Oddly enough, the judge who most resembles a Greek hero in his later attributes is Gideon. His making of the ephod was a display of the great salvation wrought in Israel. But we see in the text that Gideon was himself seeking for glory in that he outwardly resisted the title of King but gave his son a name that means, “My father is king.” This establishes a pattern of glory seeking by future judges, beginning with Gideon’s own son, Abimelech. The rest of the book of Judges shows the consequences of Israel’s failure to submit to the Kingship of Yahweh. Gideon’s sin leaves an empty space in the chiasm; where his obedience would have been the center of the book, his sin left a void in the chiasm, and in Israel.

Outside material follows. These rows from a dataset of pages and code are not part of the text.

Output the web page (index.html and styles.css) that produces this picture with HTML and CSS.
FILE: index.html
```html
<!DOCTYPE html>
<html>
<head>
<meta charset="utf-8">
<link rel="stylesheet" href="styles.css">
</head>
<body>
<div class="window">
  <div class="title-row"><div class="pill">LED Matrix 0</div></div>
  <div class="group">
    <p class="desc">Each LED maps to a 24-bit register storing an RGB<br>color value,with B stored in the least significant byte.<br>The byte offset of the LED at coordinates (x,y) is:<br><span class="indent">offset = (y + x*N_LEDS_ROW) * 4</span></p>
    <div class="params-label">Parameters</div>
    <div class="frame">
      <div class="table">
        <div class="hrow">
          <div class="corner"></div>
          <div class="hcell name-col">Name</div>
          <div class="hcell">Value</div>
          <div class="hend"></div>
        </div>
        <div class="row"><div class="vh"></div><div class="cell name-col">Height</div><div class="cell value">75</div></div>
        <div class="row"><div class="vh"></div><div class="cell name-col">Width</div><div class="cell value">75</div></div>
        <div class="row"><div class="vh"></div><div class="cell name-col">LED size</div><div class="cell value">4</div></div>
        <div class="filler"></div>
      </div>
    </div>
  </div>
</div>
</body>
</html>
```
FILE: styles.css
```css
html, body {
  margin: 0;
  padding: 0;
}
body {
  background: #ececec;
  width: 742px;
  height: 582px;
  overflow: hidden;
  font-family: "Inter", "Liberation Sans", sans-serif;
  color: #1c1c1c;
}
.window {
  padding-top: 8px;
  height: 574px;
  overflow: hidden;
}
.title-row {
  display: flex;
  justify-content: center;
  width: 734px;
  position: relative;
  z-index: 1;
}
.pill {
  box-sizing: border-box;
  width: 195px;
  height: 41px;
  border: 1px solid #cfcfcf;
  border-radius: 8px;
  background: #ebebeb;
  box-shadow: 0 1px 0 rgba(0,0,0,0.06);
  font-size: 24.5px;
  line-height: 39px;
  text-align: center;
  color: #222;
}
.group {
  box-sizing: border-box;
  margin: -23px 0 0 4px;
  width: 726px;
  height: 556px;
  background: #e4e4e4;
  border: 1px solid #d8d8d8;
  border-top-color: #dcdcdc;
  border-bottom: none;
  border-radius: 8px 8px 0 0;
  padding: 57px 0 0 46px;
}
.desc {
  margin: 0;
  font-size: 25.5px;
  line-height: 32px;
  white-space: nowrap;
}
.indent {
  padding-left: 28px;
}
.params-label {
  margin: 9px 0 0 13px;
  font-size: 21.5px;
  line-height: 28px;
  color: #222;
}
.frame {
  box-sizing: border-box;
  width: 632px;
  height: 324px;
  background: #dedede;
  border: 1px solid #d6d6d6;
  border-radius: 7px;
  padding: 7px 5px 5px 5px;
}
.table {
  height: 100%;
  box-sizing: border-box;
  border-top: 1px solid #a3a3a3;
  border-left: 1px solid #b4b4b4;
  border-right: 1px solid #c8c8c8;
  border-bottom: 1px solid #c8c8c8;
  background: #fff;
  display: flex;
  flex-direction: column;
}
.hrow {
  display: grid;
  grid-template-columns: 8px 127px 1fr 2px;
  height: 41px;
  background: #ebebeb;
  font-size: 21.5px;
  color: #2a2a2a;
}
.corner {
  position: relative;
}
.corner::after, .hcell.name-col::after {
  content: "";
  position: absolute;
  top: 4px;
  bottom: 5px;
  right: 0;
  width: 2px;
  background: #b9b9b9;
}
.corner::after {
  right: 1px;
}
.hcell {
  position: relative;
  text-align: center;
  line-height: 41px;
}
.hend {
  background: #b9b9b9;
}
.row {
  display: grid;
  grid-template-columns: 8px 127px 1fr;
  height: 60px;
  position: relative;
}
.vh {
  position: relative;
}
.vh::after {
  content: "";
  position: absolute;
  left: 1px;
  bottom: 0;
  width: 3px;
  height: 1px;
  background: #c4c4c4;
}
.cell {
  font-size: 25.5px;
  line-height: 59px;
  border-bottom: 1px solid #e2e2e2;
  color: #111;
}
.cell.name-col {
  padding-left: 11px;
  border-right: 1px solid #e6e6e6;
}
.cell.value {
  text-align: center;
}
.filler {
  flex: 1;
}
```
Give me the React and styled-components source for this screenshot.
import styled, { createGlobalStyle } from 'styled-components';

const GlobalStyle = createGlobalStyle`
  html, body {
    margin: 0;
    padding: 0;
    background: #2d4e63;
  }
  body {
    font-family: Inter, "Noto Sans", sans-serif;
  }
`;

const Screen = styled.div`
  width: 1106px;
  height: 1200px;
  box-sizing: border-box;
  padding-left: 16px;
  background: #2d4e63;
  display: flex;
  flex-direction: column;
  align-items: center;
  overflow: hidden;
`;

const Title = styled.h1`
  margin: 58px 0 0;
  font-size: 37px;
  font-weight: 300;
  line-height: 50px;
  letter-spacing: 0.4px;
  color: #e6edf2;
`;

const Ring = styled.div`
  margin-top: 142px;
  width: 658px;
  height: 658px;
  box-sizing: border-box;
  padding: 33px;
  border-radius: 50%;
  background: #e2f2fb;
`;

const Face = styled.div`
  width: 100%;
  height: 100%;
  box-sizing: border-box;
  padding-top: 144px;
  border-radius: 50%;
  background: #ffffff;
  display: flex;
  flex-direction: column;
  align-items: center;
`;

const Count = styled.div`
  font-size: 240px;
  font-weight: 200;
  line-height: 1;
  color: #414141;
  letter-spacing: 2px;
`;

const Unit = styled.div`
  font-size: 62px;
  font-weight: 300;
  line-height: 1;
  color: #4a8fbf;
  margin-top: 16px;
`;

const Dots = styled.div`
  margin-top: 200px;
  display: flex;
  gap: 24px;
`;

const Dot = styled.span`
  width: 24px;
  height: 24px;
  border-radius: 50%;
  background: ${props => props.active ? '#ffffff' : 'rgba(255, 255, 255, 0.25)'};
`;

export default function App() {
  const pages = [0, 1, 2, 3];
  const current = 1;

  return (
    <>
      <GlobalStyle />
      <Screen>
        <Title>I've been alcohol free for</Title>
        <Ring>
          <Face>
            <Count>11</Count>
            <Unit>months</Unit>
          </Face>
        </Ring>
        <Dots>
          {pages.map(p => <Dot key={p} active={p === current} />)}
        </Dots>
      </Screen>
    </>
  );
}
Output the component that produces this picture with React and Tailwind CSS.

There are many great men and women in the book of Judges. They could even be considered heroes in a sense because they were protectors and warriors on behalf of God’s people. The Greeks didn’t invent the heroic narrative; that belongs to the Hebrews. But the difference in heroic literature of the two civilizations is definite. The heroes of Judges and the rest of the Old Testament either failed or at best only led temporary reformation. They shadowed Jesus Christ, the only true warrior, protector, and defender of Yahweh’s people.

1 I added the “G” portion of this chiasm, as well as inserting a few points of James Jordan’s chiasm into Waltke’s. Those interested can consult Jordan’s work here and Waltke’s here (scroll to page 2).